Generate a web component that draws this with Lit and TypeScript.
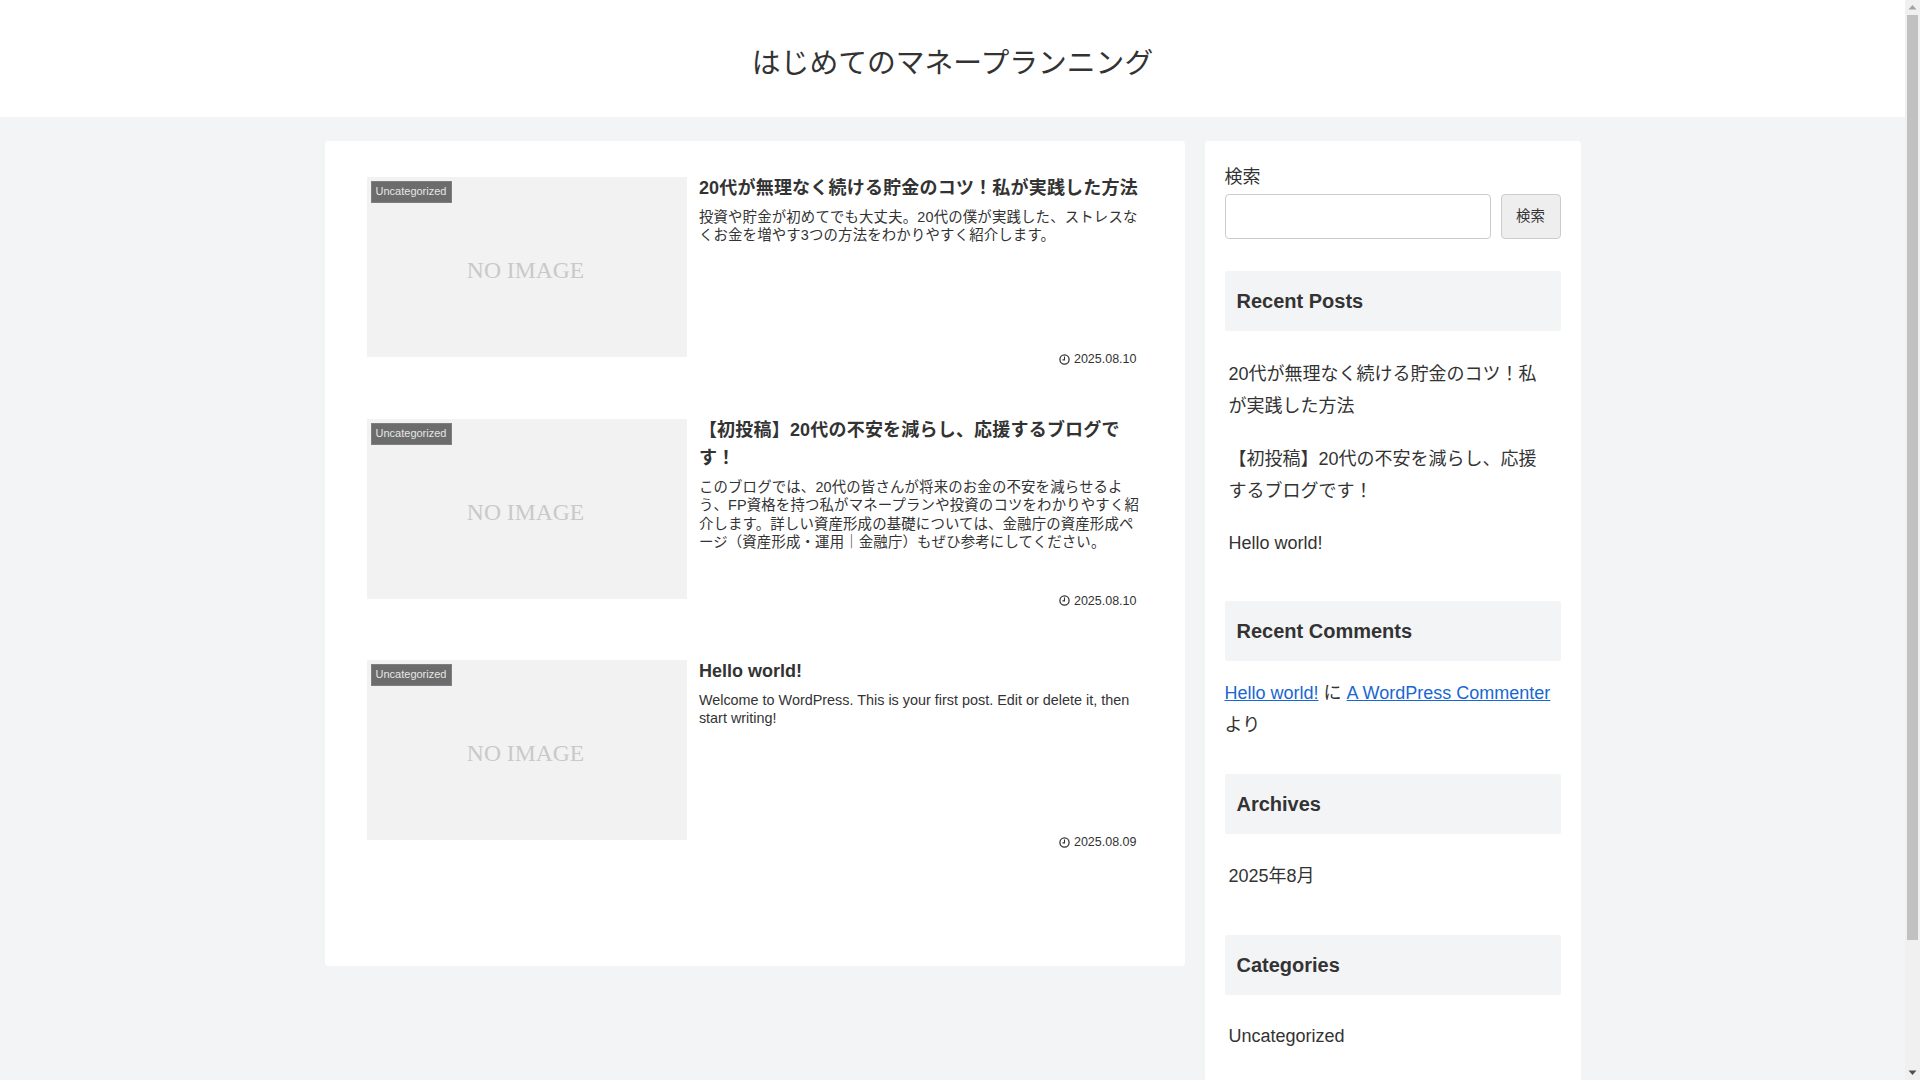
import { LitElement, html, css } from "lit";
import { customElement } from "lit/decorators.js";
import { classMap } from "lit/directives/class-map.js";

const clock = html`<svg class="clock" viewBox="0 0 12 12" aria-hidden="true">
  <circle cx="6" cy="6" r="5" fill="none" stroke="#333" stroke-width="1.4"></circle>
  <path d="M6 2.8v3.6h-2.2" fill="none" stroke="#333" stroke-width="1.2"></path>
</svg>`;

const posts = [
  {
    title: "20代が無理なく続ける貯金のコツ！私が実践した方法",
    text: "投資や貯金が初めてでも大丈夫。20代の僕が実践した、ストレスなくお金を増やす3つの方法をわかりやすく紹介します。",
    date: "2025.08.10",
    cjk: true,
  },
  {
    title: "【初投稿】20代の不安を減らし、応援するブログです！",
    text: "このブログでは、20代の皆さんが将来のお金の不安を減らせるよう、FP資格を持つ私がマネープランや投資のコツをわかりやすく紹介します。詳しい資産形成の基礎については、金融庁の資産形成ページ（資産形成・運用｜金融庁）もぜひ参考にしてください。",
    date: "2025.08.10",
    cjk: true,
  },
  {
    title: "Hello world!",
    text: "Welcome to WordPress. This is your first post. Edit or delete it, then start writing!",
    date: "2025.08.09",
    cjk: false,
  },
];

@customElement("app-root")
export class AppRoot extends LitElement {
  static styles = css`
    :host {
      display: flex;
      height: 1080px;
      overflow: hidden;
      background: #f3f4f6;
      color: #333;
      font-family: "Liberation Sans", "Noto Sans CJK JP", sans-serif;
      font-size: 18px;
      line-height: 1.8;
    }
    .page { flex: 1; min-width: 0; overflow: hidden; }
    .header {
      height: 117px;
      background: #fff;
      display: flex;
      justify-content: center;
      align-items: flex-start;
      padding-top: 37px;
      box-sizing: border-box;
      font-size: 28.8px;
      line-height: 52px;
    }
    .wrap {
      width: 1256px;
      margin: 24px auto 0;
      display: flex;
      align-items: flex-start;
      gap: 20px;
    }
    .main {
      width: 860px;
      height: 825px;
      box-sizing: border-box;
      background: #fff;
      border-radius: 4px;
      padding: 36px 42px 0;
      display: flex;
      flex-direction: column;
      gap: 51.5px;
    }
    .entry { display: flex; gap: 12.4px; align-items: flex-start; }
    .thumb {
      flex: none;
      width: 320px;
      height: 180px;
      background: #f2f2f2;
      display: flex;
      align-items: center;
      justify-content: center;
      position: relative;
    }
    .noimg {
      font-family: "Liberation Serif", serif;
      font-size: 23.6px;
      line-height: 1;
      color: #c9c9c9;
      transform: translate(-1px, 3.5px);
    }
    .cat {
      position: absolute;
      left: 4px;
      top: 4px;
      width: 81px;
      height: 22px;
      box-sizing: border-box;
      background: #6c6c6c;
      color: #e6e6e6;
      font-size: 11px;
      line-height: 19px;
      text-align: center;
      border: 1px solid #ffffff22;
    }
    .body {
      flex: 1;
      min-width: 0;
      height: 190px;
      display: flex;
      flex-direction: column;
    }
    .title {
      margin: -2.7px 0 0;
      font-size: 18px;
      font-weight: 700;
      line-height: 28.4px;
    }
    .text {
      margin: 5.3px 0 0;
      font-size: 14.4px;
      line-height: 18.4px;
    }
    .title.cjk { letter-spacing: 0.2px; }
    .text.cjk { letter-spacing: 0.17px; }
    .date {
      margin-top: auto;
      padding-right: 6px;
      display: flex;
      justify-content: flex-end;
      align-items: center;
      gap: 3.5px;
      font-size: 12.5px;
      line-height: 16px;
    }
    .clock { width: 11px; height: 11px; display: block; }
    .side {
      width: 376px;
      height: 1000px;
      box-sizing: border-box;
      background: #fff;
      border-radius: 4px 4px 0 0;
      padding: 20px;
    }
    .label { line-height: 32px; height: 33px; font-size: 18px; }
    .search { display: flex; gap: 10px; height: 45px; }
    .input {
      flex: 1;
      box-sizing: border-box;
      border: 1px solid #ccc;
      border-radius: 4px;
      background: #fff;
      padding: 0;
      font: inherit;
    }
    .btn {
      width: 60px;
      box-sizing: border-box;
      border: 1px solid #ccc;
      border-radius: 4px;
      background: #eee;
      color: #333;
      padding: 0 0 4px;
      font-family: inherit;
      font-size: 14.4px;
    }
    .head {
      margin: 0;
      height: 60px;
      box-sizing: border-box;
      background: #f3f4f6;
      border-radius: 2px;
      padding: 0 12px;
      font-size: 20px;
      font-weight: 700;
      line-height: 60px;
    }
    .list { list-style: none; margin: 0; padding: 16.5px 0 31px; }
    .list li { padding: 10.4px 10px 10.4px 4px; line-height: 32px; }
    .list.short { padding-top: 15.2px; padding-bottom: 32.5px; }
    .comment { margin: 16.2px 0 32.4px; line-height: 32.4px; }
    .comment a { color: #1967d2; }
    .search-gap { height: 32px; }
    .bar {
      flex: none;
      width: 15px;
      height: 1080px;
      background: #f0f0f0;
      display: flex;
      flex-direction: column;
      align-items: center;
    }
    .up, .down { width: 9px; height: 15px; display: block; flex: none; }
    .thumbbar { width: 11px; height: 925px; background: #c1c1c1; flex: none; }
    .spacer { flex: 1; }
  `;

  render() {
    return html`
      <div class="page">
        <header class="header"><div>はじめてのマネープランニング</div></header>
        <div class="wrap">
          <main class="main">
            ${posts.map(
              (p) => html`<article class="entry">
                <div class="thumb">
                  <span class="noimg">NO IMAGE</span>
                  <span class="cat">Uncategorized</span>
                </div>
                <div class="body">
                  <h2 class=${classMap({ title: true, cjk: p.cjk })}>${p.title}</h2>
                  <p class=${classMap({ text: true, cjk: p.cjk })}>${p.text}</p>
                  <div class="date">${clock}<span>${p.date}</span></div>
                </div>
              </article>`
            )}
          </main>
          <aside class="side">
            <div class="label">検索</div>
            <div class="search">
              <input class="input" type="text" />
              <button class="btn">検索</button>
            </div>
            <div class="search-gap"></div>
            <h3 class="head">Recent Posts</h3>
            <ul class="list">
              ${posts.map((p) => html`<li>${p.title}</li>`)}
            </ul>
            <h3 class="head">Recent Comments</h3>
            <p class="comment">
              <a href="#">Hello world!</a> に <a href="#">A WordPress Commenter</a> より
            </p>
            <h3 class="head">Archives</h3>
            <ul class="list short"><li>2025年8月</li></ul>
            <h3 class="head">Categories</h3>
            <ul class="list short"><li>Uncategorized</li></ul>
          </aside>
        </div>
      </div>
      <div class="bar">
        <svg class="up" viewBox="0 0 9 15"><path d="M4.5 5L8.5 9.5H.5z" fill="#a3a3a3"></path></svg>
        <div class="thumbbar"></div>
        <div class="spacer"></div>
        <svg class="down" viewBox="0 0 9 15"><path d="M4.5 10L8.5 5.5H.5z" fill="#505050"></path></svg>
      </div>
    `;
  }
}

══════════

Leave out the pictures and print every line of the data exactly.

Generate a web component that draws this with Lit and TypeScript.
import { LitElement, html, css } from "lit";
import { customElement } from "lit/decorators.js";
import { classMap } from "lit/directives/class-map.js";

const clock = html`<svg class="clock" viewBox="0 0 12 12" aria-hidden="true">
  <circle cx="6" cy="6" r="5" fill="none" stroke="#333" stroke-width="1.4"></circle>
  <path d="M6 2.8v3.6h-2.2" fill="none" stroke="#333" stroke-width="1.2"></path>
</svg>`;

const posts = [
  {
    title: "20代が無理なく続ける貯金のコツ！私が実践した方法",
    text: "投資や貯金が初めてでも大丈夫。20代の僕が実践した、ストレスなくお金を増やす3つの方法をわかりやすく紹介します。",
    date: "2025.08.10",
    cjk: true,
  },
  {
    title: "【初投稿】20代の不安を減らし、応援するブログです！",
    text: "このブログでは、20代の皆さんが将来のお金の不安を減らせるよう、FP資格を持つ私がマネープランや投資のコツをわかりやすく紹介します。詳しい資産形成の基礎については、金融庁の資産形成ページ（資産形成・運用｜金融庁）もぜひ参考にしてください。",
    date: "2025.08.10",
    cjk: true,
  },
  {
    title: "Hello world!",
    text: "Welcome to WordPress. This is your first post. Edit or delete it, then start writing!",
    date: "2025.08.09",
    cjk: false,
  },
];

@customElement("app-root")
export class AppRoot extends LitElement {
  static styles = css`
    :host {
      display: flex;
      height: 1080px;
      overflow: hidden;
      background: #f3f4f6;
      color: #333;
      font-family: "Liberation Sans", "Noto Sans CJK JP", sans-serif;
      font-size: 18px;
      line-height: 1.8;
    }
    .page { flex: 1; min-width: 0; overflow: hidden; }
    .header {
      height: 117px;
      background: #fff;
      display: flex;
      justify-content: center;
      align-items: flex-start;
      padding-top: 37px;
      box-sizing: border-box;
      font-size: 28.8px;
      line-height: 52px;
    }
    .wrap {
      width: 1256px;
      margin: 24px auto 0;
      display: flex;
      align-items: flex-start;
      gap: 20px;
    }
    .main {
      width: 860px;
      height: 825px;
      box-sizing: border-box;
      background: #fff;
      border-radius: 4px;
      padding: 36px 42px 0;
      display: flex;
      flex-direction: column;
      gap: 51.5px;
    }
    .entry { display: flex; gap: 12.4px; align-items: flex-start; }
    .thumb {
      flex: none;
      width: 320px;
      height: 180px;
      background: #f2f2f2;
      display: flex;
      align-items: center;
      justify-content: center;
      position: relative;
    }
    .noimg {
      font-family: "Liberation Serif", serif;
      font-size: 23.6px;
      line-height: 1;
      color: #c9c9c9;
      transform: translate(-1px, 3.5px);
    }
    .cat {
      position: absolute;
      left: 4px;
      top: 4px;
      width: 81px;
      height: 22px;
      box-sizing: border-box;
      background: #6c6c6c;
      color: #e6e6e6;
      font-size: 11px;
      line-height: 19px;
      text-align: center;
      border: 1px solid #ffffff22;
    }
    .body {
      flex: 1;
      min-width: 0;
      height: 190px;
      display: flex;
      flex-direction: column;
    }
    .title {
      margin: -2.7px 0 0;
      font-size: 18px;
      font-weight: 700;
      line-height: 28.4px;
    }
    .text {
      margin: 5.3px 0 0;
      font-size: 14.4px;
      line-height: 18.4px;
    }
    .title.cjk { letter-spacing: 0.2px; }
    .text.cjk { letter-spacing: 0.17px; }
    .date {
      margin-top: auto;
      padding-right: 6px;
      display: flex;
      justify-content: flex-end;
      align-items: center;
      gap: 3.5px;
      font-size: 12.5px;
      line-height: 16px;
    }
    .clock { width: 11px; height: 11px; display: block; }
    .side {
      width: 376px;
      height: 1000px;
      box-sizing: border-box;
      background: #fff;
      border-radius: 4px 4px 0 0;
      padding: 20px;
    }
    .label { line-height: 32px; height: 33px; font-size: 18px; }
    .search { display: flex; gap: 10px; height: 45px; }
    .input {
      flex: 1;
      box-sizing: border-box;
      border: 1px solid #ccc;
      border-radius: 4px;
      background: #fff;
      padding: 0;
      font: inherit;
    }
    .btn {
      width: 60px;
      box-sizing: border-box;
      border: 1px solid #ccc;
      border-radius: 4px;
      background: #eee;
      color: #333;
      padding: 0 0 4px;
      font-family: inherit;
      font-size: 14.4px;
    }
    .head {
      margin: 0;
      height: 60px;
      box-sizing: border-box;
      background: #f3f4f6;
      border-radius: 2px;
      padding: 0 12px;
      font-size: 20px;
      font-weight: 700;
      line-height: 60px;
    }
    .list { list-style: none; margin: 0; padding: 16.5px 0 31px; }
    .list li { padding: 10.4px 10px 10.4px 4px; line-height: 32px; }
    .list.short { padding-top: 15.2px; padding-bottom: 32.5px; }
    .comment { margin: 16.2px 0 32.4px; line-height: 32.4px; }
    .comment a { color: #1967d2; }
    .search-gap { height: 32px; }
    .bar {
      flex: none;
      width: 15px;
      height: 1080px;
      background: #f0f0f0;
      display: flex;
      flex-direction: column;
      align-items: center;
    }
    .up, .down { width: 9px; height: 15px; display: block; flex: none; }
    .thumbbar { width: 11px; height: 925px; background: #c1c1c1; flex: none; }
    .spacer { flex: 1; }
  `;

  render() {
    return html`
      <div class="page">
        <header class="header"><div>はじめてのマネープランニング</div></header>
        <div class="wrap">
          <main class="main">
            ${posts.map(
              (p) => html`<article class="entry">
                <div class="thumb">
                  <span class="noimg">NO IMAGE</span>
                  <span class="cat">Uncategorized</span>
                </div>
                <div class="body">
                  <h2 class=${classMap({ title: true, cjk: p.cjk })}>${p.title}</h2>
                  <p class=${classMap({ text: true, cjk: p.cjk })}>${p.text}</p>
                  <div class="date">${clock}<span>${p.date}</span></div>
                </div>
              </article>`
            )}
          </main>
          <aside class="side">
            <div class="label">検索</div>
            <div class="search">
              <input class="input" type="text" />
              <button class="btn">検索</button>
            </div>
            <div class="search-gap"></div>
            <h3 class="head">Recent Posts</h3>
            <ul class="list">
              ${posts.map((p) => html`<li>${p.title}</li>`)}
            </ul>
            <h3 class="head">Recent Comments</h3>
            <p class="comment">
              <a href="#">Hello world!</a> に <a href="#">A WordPress Commenter</a> より
            </p>
            <h3 class="head">Archives</h3>
            <ul class="list short"><li>2025年8月</li></ul>
            <h3 class="head">Categories</h3>
            <ul class="list short"><li>Uncategorized</li></ul>
          </aside>
        </div>
      </div>
      <div class="bar">
        <svg class="up" viewBox="0 0 9 15"><path d="M4.5 5L8.5 9.5H.5z" fill="#a3a3a3"></path></svg>
        <div class="thumbbar"></div>
        <div class="spacer"></div>
        <svg class="down" viewBox="0 0 9 15"><path d="M4.5 10L8.5 5.5H.5z" fill="#505050"></path></svg>
      </div>
    `;
  }
}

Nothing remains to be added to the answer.